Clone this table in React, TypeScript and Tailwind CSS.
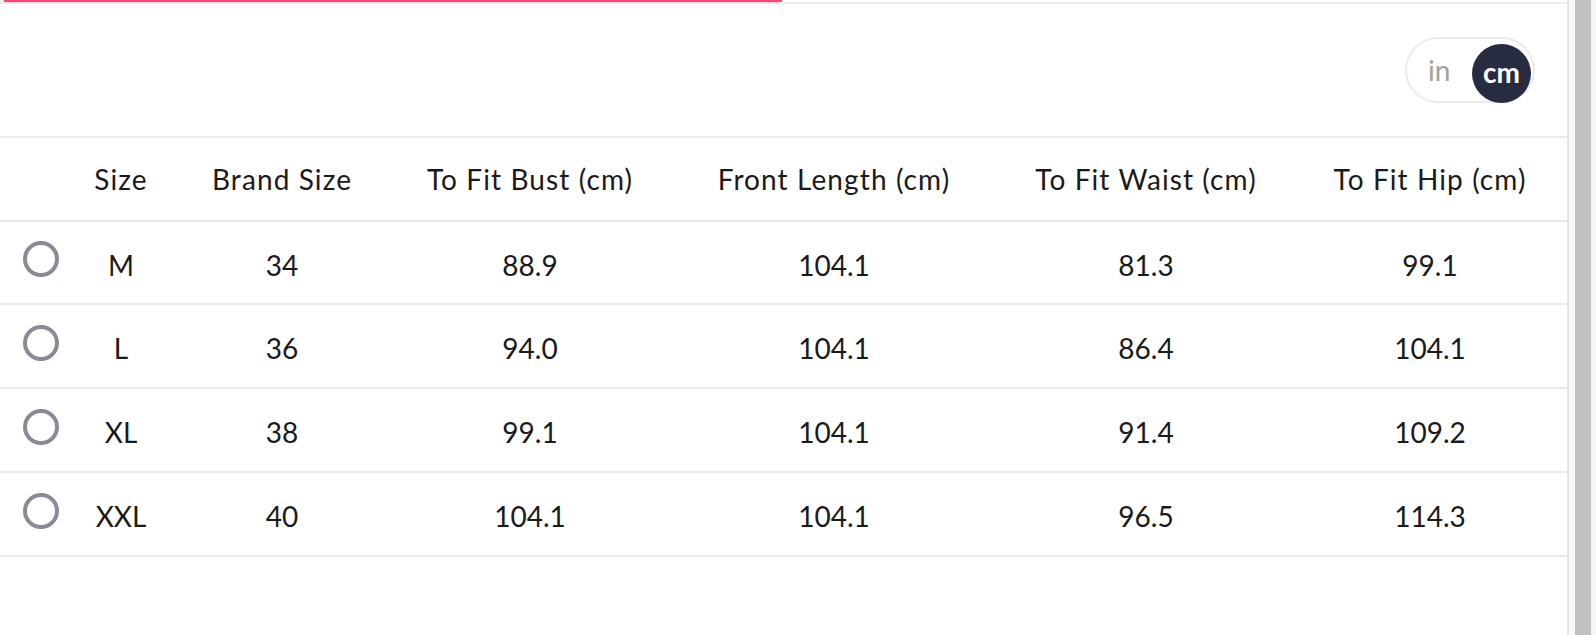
import React from "react";

const rows = [
  ["M", "34", "88.9", "104.1", "81.3", "99.1"],
  ["L", "36", "94.0", "104.1", "86.4", "104.1"],
  ["XL", "38", "99.1", "104.1", "91.4", "109.2"],
  ["XXL", "40", "104.1", "104.1", "96.5", "114.3"],
];

const headers = ["Size", "Brand Size", "To Fit Bust (cm)", "Front Length (cm)", "To Fit Waist (cm)", "To Fit Hip (cm)"];

const gridCols = "grid grid-cols-[82px_78px_244px_252px_356px_268px_287px]";

export default function App() {
  return (
    <div
      className="flex w-[1596px] h-[635px] bg-white overflow-hidden text-[#1a1a1a]"
      style={{ fontFamily: "Lato, 'Open Sans', sans-serif" }}
    >
      <div className="w-[1567px] flex flex-col">
        <div className="flex flex-col">
          <div className="flex">
            <div className="w-[4px] h-[2px] bg-[#ececec]" />
            <div className="w-[778px] h-[2px] bg-[#ff4672]" />
          </div>
          <div className="h-[2px] bg-[#ececec]" />
        </div>
        <div className="h-[132px] flex items-center justify-end pr-[32px]">
          <div className="w-[130px] h-[66px] rounded-full border-2 border-[#ebebeb] flex items-center justify-between pl-[21px] pr-[2px]">
            <span className="text-[28px] text-[#a0a0a0] leading-none">in</span>
            <div className="w-[59px] h-[59px] mt-[6px] rounded-full bg-[#282c40] flex items-center justify-center">
              <span className="text-[28px] font-bold text-white leading-none pb-[2px]">cm</span>
            </div>
          </div>
        </div>
        <div className="flex flex-col text-[28px]">
          <div className={`${gridCols} h-[84px] border-t-2 border-[#e9e9e9]`}>
            <div />
            {headers.map((h, i) => (
              <div
                key={h}
                className={`flex items-center justify-center whitespace-nowrap tracking-[1.1px] ${i === 5 ? "pl-[13px]" : ""}`}
              >
                {h}
              </div>
            ))}
          </div>
          {rows.map((r, ri) => (
            <div
              key={r[0]}
              className={`${gridCols} ${ri === 0 ? "h-[83px]" : "h-[84px]"} border-t-2 border-[#e9e9e9]`}
            >
              <div className="flex items-center justify-center">
                <div className="w-[36px] h-[36px] mb-[7px] rounded-full border-4 border-[#8a8a96]" />
              </div>
              {r.map((c, i) => (
                <div
                  key={i}
                  className={`flex items-center justify-center pt-[4px] whitespace-nowrap ${i === 5 ? "pl-[13px]" : ""}`}
                >
                  {c}
                </div>
              ))}
            </div>
          ))}
          <div className="border-t-2 border-[#e9e9e9]" />
        </div>
      </div>
      <div className="w-[2px] bg-[#e6e6e6]" />
      <div className="flex-1 flex bg-[#f8f8f8] pl-[6px] pr-[5px]">
        <div className="flex-1 bg-[#c1c1c1]" />
      </div>
    </div>
  );
}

------------------------------------

Where a line contains "React", copy that line.

| Solution to this problem |
Clone this table in React, TypeScript and Tailwind CSS.
import React from "react";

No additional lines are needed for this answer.